From Study to Startup Culture: The Legacy in Workplace Design
The influence of this research, and the broader idea it represents, extends far beyond academic journals. It provided a scientific rationale for a practice already popular among certain tech luminaries, most famously Steve Jobs, whose walking meetings were legendary. The 2014 study gave companies a data-backed justification to reconsider the sedentary nature of knowledge work. This manifested most visibly in workplace architecture and corporate wellness programs. Treadmill desks became a symbol of this new thinking, and sprawling tech campuses were designed with explicit walking paths meant to encourage movement and informal, ambulatory collaboration.
The implementation, however, has been fraught with practical challenges. While the "walking meeting" has become a common tactic, integrating movement more deeply into the workday has proven difficult. Treadmill desks, for example, face ergonomic and logistical hurdles. "There is a fundamental tension between the cognitive benefit of movement and the ergonomic demands of focused screen-time," says Marcus Thorne, a principal at the workplace design firm Ergonomics Collective. "The research supports the walk, but the tools of modern knowledge work—the keyboard, the mouse, the high-resolution monitor—demand stability. The result is often a compromise that serves neither purpose perfectly." Many companies that invested heavily in such equipment later found the desks used more as standing desks than for actual walking.

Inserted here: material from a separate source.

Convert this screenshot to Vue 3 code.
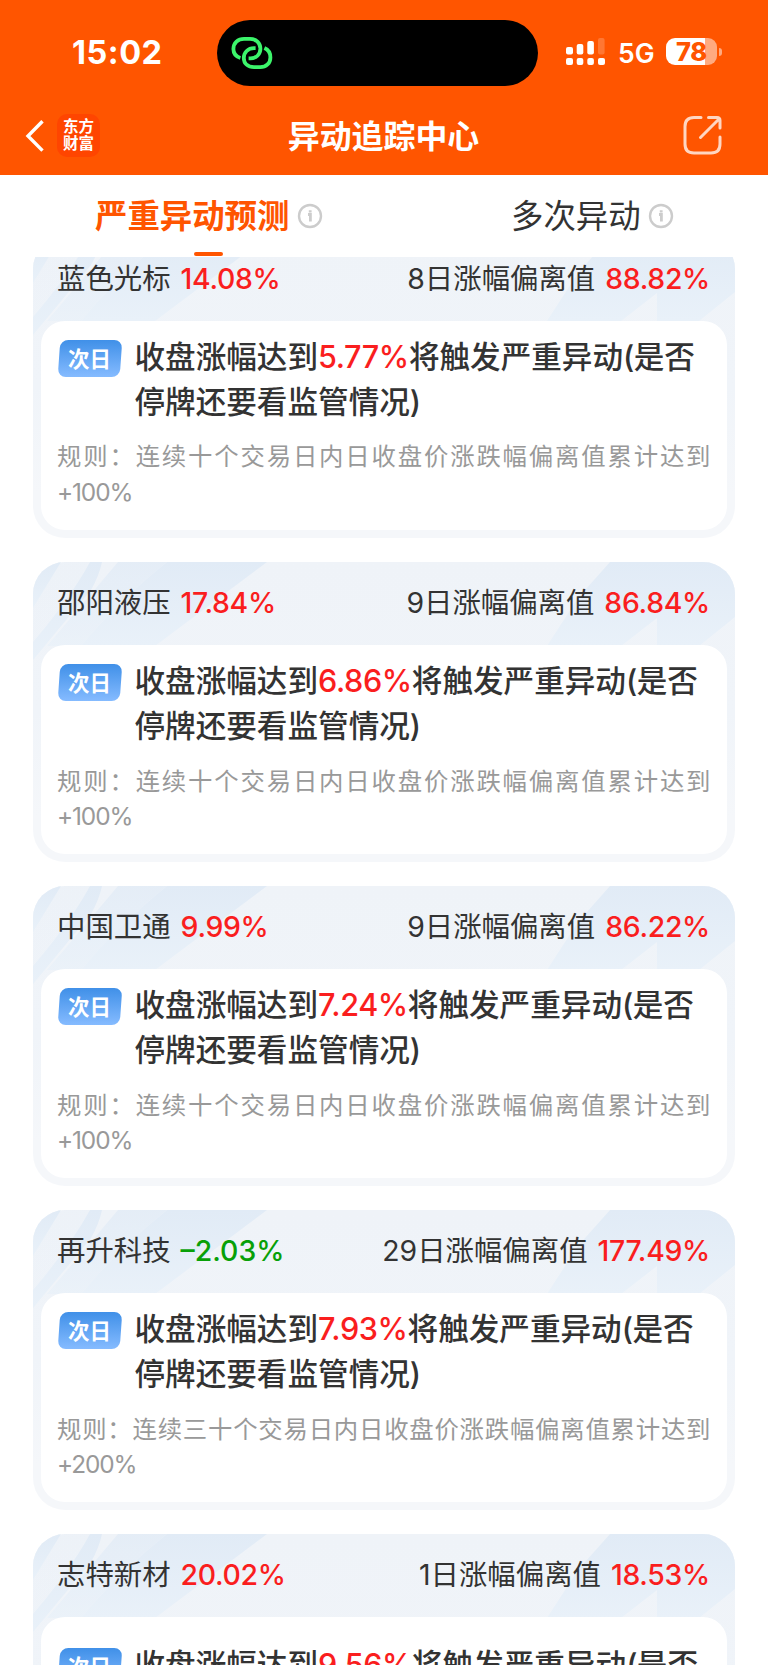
<script setup>
const cards = [
  { name: '蓝色光标', change: '14.08%', days: '8', dev: '88.82%', hit: '5.77%', rule: '规则：连续十个交易日内日收盘价涨跌幅偏离值累计达到', limit: '+100%' },
  { name: '邵阳液压', change: '17.84%', days: '9', dev: '86.84%', hit: '6.86%', rule: '规则：连续十个交易日内日收盘价涨跌幅偏离值累计达到', limit: '+100%' },
  { name: '中国卫通', change: '9.99%', days: '9', dev: '86.22%', hit: '7.24%', rule: '规则：连续十个交易日内日收盘价涨跌幅偏离值累计达到', limit: '+100%' },
  { name: '再升科技', change: '–2.03%', down: true, days: '29', dev: '177.49%', hit: '7.93%', rule: '规则：连续三十个交易日内日收盘价涨跌幅偏离值累计达到', limit: '+200%' },
  { name: '志特新材', change: '20.02%', days: '1', dev: '18.53%', hit: '9.56%', rule: '规则：连续十个交易日内日收盘价涨跌幅偏离值累计达到', limit: '+100%', loose: true },
]
</script>

<template>
  <div class="screen">
    <header class="head">
      <div class="status">
        <span class="time">15:02</span>
        <div class="island">
          <svg class="link" viewBox="0 0 42 34" width="42" height="34" fill="none" stroke="#3cf56b" stroke-width="3.8">
            <path d="M9.4 22 C5 20.6 2.4 17.4 2.4 13 C2.4 7 7 2.9 13 2.9 H19 C25 2.9 29.4 7 29.4 12.6 C29.4 18.6 25 22.4 19.6 22.4 H17.6" />
            <path d="M24.6 12.2 H23 C17 12.2 12.8 16.4 12.8 22 C12.8 27.6 17 31.2 23 31.2 H29.2 C35.2 31.2 39.4 27.2 39.4 21.4 C39.4 17 37.2 13.6 33.4 12" />
          </svg>
        </div>
        <svg class="signal" viewBox="0 0 40 28" width="40" height="28" fill="#fff">
          <rect x="0" y="9" width="7" height="7.5" rx="2" /><rect x="10.7" y="6" width="6.6" height="10.5" rx="2" />
          <rect x="21.3" y="3" width="6.6" height="13.5" rx="2" /><rect x="32" y="0" width="6.6" height="16.5" rx="2" opacity=".2" />
          <rect x="0" y="20" width="7" height="7" rx="2" /><rect x="10.7" y="20" width="6.6" height="7" rx="2" />
          <rect x="21.3" y="20" width="6.6" height="7" rx="2" /><rect x="32" y="20" width="7" height="7" rx="2" />
        </svg>
        <span class="net">5G</span>
        <div class="battery"><span>78</span></div>
        <i class="nub"></i>
      </div>
      <nav class="bar">
        <svg class="back" viewBox="0 0 20 32" width="20" height="32" fill="none" stroke="#fff" stroke-width="3.4"><path d="M17.5 1.2 L3 16 L17.5 30.6" /></svg>
        <div class="logo"><span>东方</span><span>财富</span></div>
        <h1>异动追踪中心</h1>
        <svg class="share" viewBox="0 0 40 40" width="40" height="40" fill="none" stroke="#ffd6c2" stroke-width="3" stroke-linecap="round">
          <path d="M18 2.5 H11 Q2 2.5 2 11.5 V29 Q2 38 11 38 H28 Q37 38 37 29 V22" />
          <path d="M25.5 2.5 H34 Q37 2.5 37 5.5 V13 M36 4 L17.5 22.5" />
        </svg>
      </nav>
    </header>

    <div class="tabs">
      <div class="tab active">
        <span class="label">严重异动预测</span>
        <svg class="info" viewBox="0 0 26 26" width="26" height="26"><circle cx="13" cy="13" r="11" fill="none" stroke="#ccc" stroke-width="2.4" /><path d="M11 11.5 H13.4 V18.5 M13.2 7.2 V9.4" fill="none" stroke="#ccc" stroke-width="2.8" /></svg>
      </div>
      <div class="tab">
        <span class="label">多次异动</span>
        <svg class="info" viewBox="0 0 26 26" width="26" height="26"><circle cx="13" cy="13" r="11" fill="none" stroke="#ccc" stroke-width="2.4" /><path d="M11 11.5 H13.4 V18.5 M13.2 7.2 V9.4" fill="none" stroke="#ccc" stroke-width="2.8" /></svg>
      </div>
      <i class="underline"></i>
    </div>

    <main class="list">
      <section v-for="c in cards" :key="c.name" class="card">
        <svg class="deco" viewBox="0 0 702 120" width="702" height="120">
          <defs>
            <linearGradient id="blue" x1="0" y1="0" x2="0" y2="1"><stop offset="0" stop-color="#e1ebf6" /><stop offset="1" stop-color="#e9f1f9" /></linearGradient>
          </defs>
          <g fill="url(#blue)">
            <path d="M0 0 H28 L0 46 Z" />
            <path d="M57 0 H69 Q66 14 58 28 L0 98 V80 Q36 38 57 0 Z" />
            <path d="M28 0 H57 Q36 38 0 80 V46 Z" opacity=".15" />
            <path d="M85 0 H134 Q84 40 48 84 H14 Z" opacity=".75" />
            <path d="M134 0 H234 L122 84 H48 Q84 40 134 0 Z" />
            <path d="M577 0 H702 V55 L666 84 H624 V56 L588 84 H514 L545 36 Z" />
          </g>
        </svg>
        <div class="top">
          <div class="pair"><span>{{ c.name }}</span><b :class="{ down: c.down }">{{ c.change }}</b></div>
          <div class="pair"><span><em>{{ c.days }}</em>日涨幅偏离值</span><b>{{ c.dev }}</b></div>
        </div>
        <div class="body" :class="{ loose: c.loose }">
          <div class="main">
            <div class="badge"><span>次日</span></div>
            <p class="text">收盘涨幅达到<b>{{ c.hit }}</b>将触发严重异动<em>(</em>是否<br>停牌还要看监管情况<em>)</em></p>
          </div>
          <p class="rule"><span class="line">{{ c.rule }}</span><span class="limit">{{ c.limit }}</span></p>
        </div>
      </section>
    </main>
  </div>
</template>

<style>
html, body { margin: 0; background: #fff; overflow: hidden; }
</style>

<style scoped>
.screen { width: 768px; height: 1665px; overflow: hidden; display: flex; flex-direction: column; background: #fff; color: #333; font-family: Inter, "Noto Sans CJK SC", sans-serif; }
* { box-sizing: border-box; }
p, h1 { margin: 0; }
em { font-style: normal; }
.head { height: 175px; flex: none; background: #ff5500; color: #fff; }
.status { height: 86px; padding-top: 20px; display: flex; align-items: flex-start; }
.time { width: 145px; margin-left: 72px; font-size: 32.5px; line-height: 66px; font-weight: 700; letter-spacing: .5px; }
.island { width: 321px; height: 66px; border-radius: 33px; background: #000; padding: 16px 0 0 14px; }
.link { display: block; }
.signal { margin: 18px 0 0 28px; }
.net { width: 48px; margin-left: 12px; font-size: 26.5px; font-weight: 600; line-height: 67px; }
.battery { width: 51px; height: 27px; margin-top: 18px; border-radius: 9px; background: linear-gradient(90deg, #fff 39px, #ffaa80 39px); color: #ff5500; font-size: 25.5px; font-weight: 800; line-height: 27px; text-align: center; letter-spacing: -.3px; }
.nub { width: 3px; height: 8px; margin: 28px 0 0 1.5px; background: #ffaa80; border-radius: 0 3px 3px 0; }
.bar { height: 89px; display: grid; grid-template-columns: 20px 43px 1fr 40px; align-items: center; padding: 9px 45px 0 25px; }
.back { display: block; margin-top: 2px; }
.logo { width: 43px; height: 43px; margin-left: 12px; border-radius: 10px; background: #ff4500; display: flex; flex-direction: column; justify-content: center; align-items: center; font-size: 15.5px; line-height: 17.5px; font-weight: 700; }
h1 { font-size: 31.9px; line-height: 44px; font-weight: 700; text-align: center; padding: 3px 4px 0 0; }
.share { display: block; margin-top: -1px; }
.tabs { height: 82px; flex: none; display: flex; position: relative; }
.tab { display: flex; align-items: center; font-size: 32.4px; line-height: 44px; height: 82px; padding-left: 95px; }
.tab .label { width: 195px; white-space: nowrap; padding-top: 1px; }
.tab.active .label { color: #ff5500; font-weight: 700; }
.tab + .tab { padding-left: 188px; }
.tab + .tab .label { width: 130px; }
.info { margin-left: 7px; flex: none; }
.underline { position: absolute; left: 194px; top: 77px; width: 29px; height: 4px; border-radius: 2px; background: #ff5500; }
.list { flex: 1; min-height: 0; overflow: hidden; padding: 0 33px; display: flex; flex-direction: column; gap: 24px; }
.card { height: 300.1px; flex: none; position: relative; overflow: hidden; border-radius: 32px; padding: 0 8px 8px; background: linear-gradient(180deg, #eff3f8, #f0f4f9 50%, #f5f7fa 85%); display: flex; flex-direction: column; }
.card:first-child { margin-top: -19.6px; }
.deco { position: absolute; left: 0; top: 0; }
.top { height: 83.6px; flex: none; display: flex; justify-content: space-between; padding: 0 17px 0 16px; position: relative; }
.pair { display: flex; gap: 10px; font-size: 28.4px; line-height: 82px; white-space: nowrap; }
.card:first-child .pair { line-height: 83px; }
.pair b { font-weight: 500; color: #fa1e1e; letter-spacing: -.3px; }
.pair b.down { color: #08a008; letter-spacing: 0; }
.body { flex: 1; position: relative; background: #fff; border-radius: 24px; padding: 14px 17px 0 16px; }
.body.loose { padding-top: 26px; }
.main { display: flex; }
.badge { width: 61.5px; height: 37px; margin: 5px 14.5px 0 1.5px; flex: none; display: grid; place-items: center; border-radius: 8px; background: linear-gradient(#4090e8, #85bbff); transform: skewX(-4deg); color: #fff; font-size: 21.5px; font-weight: 700; line-height: 36px; }
.badge span { transform: skewX(4deg); }
.text { font-size: 30.6px; line-height: 44.7px; font-weight: 500; white-space: nowrap; }
.text b { font-weight: 500; color: #fa1e1e; letter-spacing: -.4px; }
.text em { letter-spacing: -.6px; }
.rule { margin-top: 15px; color: #999; font-size: 24.4px; line-height: 35.7px; font-weight: 400; }
.rule span { display: block; }
.line { text-align: justify; text-align-last: justify; white-space: nowrap; margin-right: -.5px; }
.limit { letter-spacing: -1.1px; }
</style>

As the corporate world continues to evolve, particularly with the rise of distributed and remote work, the core questions raised by the Oppezzo and Schwartz study remain unanswered. What is the optimal "dose" of walking for creative output? Do short, frequent walks outperform one long one? And how can the benefits of movement be captured when the "office" is a spare bedroom and the "campus" is a digital platform? The data clearly shows that our physical state is inextricably linked to our cognitive state. The challenge now is to design work structures, both physical and virtual, that honor this fundamental connection rather than fight against it.